Do fascista ao politicamente correcto
Nas últimas semanas há sinais de que certamente não estamos imunes ao vírus da polarização e nem sequer é preciso convocar o exemplo do futebol, esse espaço de absoluta intolerância, para explicar isso.
É um sinal dos tempos, dizem-nos. As pessoas vivem polarizadas, agarradas às suas convicções, sem grande capacidade para ouvir os outros, ponderar argumentos, equilibrar posições. Sem essa disponibilidade, perdem-se os consensos com que se constroem as comunidades saudáveis, em que deve imperar a capacidade de concertação, para lá de podermos ter opiniões e posições diferentes sobre os mais diversos assuntos.

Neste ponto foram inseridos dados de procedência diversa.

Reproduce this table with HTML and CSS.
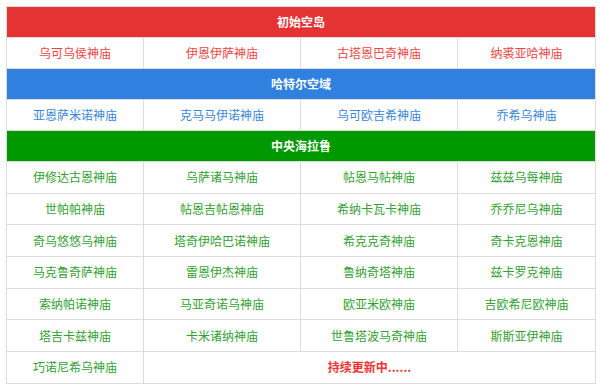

A culpa, dizem-nos, é de um ambiente de intolerância alimentado pela forma como funcionam as redes sociais, que se tornaram presença ubíqua nas nossas conversas, na nossa vida. Mais do que um local de encontro, este novo espaço público tende a construir comunidades fechadas em torno dos mesmos interesses, num processo de autovalidação que só serve para nos afastar de quem não pensa o mesmo que nós. Assim se vão construindo acontecimentos como a eleição de Trump, Bolsonaro ou o “Brexit”, em que países se partem ao meio, como irmãos que vivem na mesma casa, mas se recusam a partilhar a mesma mesa.
E dizem-nos que em Portugal as coisas não estão bem assim. Afinal até vinga uma solução política em que, para surpresa de todos, foi possível conciliar o que sempre tinha andado desavindo. Só que nas últimas semanas há sinais de que certamente não estamos imunes ao vírus e nem sequer é preciso convocar o exemplo do futebol, esse espaço de absoluta intolerância, para explicar isso.
Olhem para a forma como muito boa gente se lançou a crismar de “fascista” qualquer apoiante de Jair Bolsonaro e mesmo a pedir que aqueles que, em Portugal, tinham votado no candidato de extrema-direita abandonassem o país, como se as pessoas não tivessem razões atendíveis para as suas opções, mesmo que erradas. Ou olhem para a forma como as posições da ministra da Cultura sobre as touradas foram arrumadas sob o anátema do “politicamente correcto”, como se não existissem argumentos válidos em recusar um divertimento baseado na crueldade sobre os animais, como se a discussão fosse um problema de modernidade e não um debate com décadas.
E é assim que começa. A arrumarmos pessoas debaixo de chavões, a retirar-lhes complexidade, matizes, a colocar tudo a preto e branco, a fazer disto um “nós” contra “eles”.
A sério, digam o que nos disserem, pensemos duas ou três vezes antes de sermos nós a apelidar alguém de “fascista” ou a denunciar os abusos do “politicamente correcto”. Vão ver que se respira muito melhor.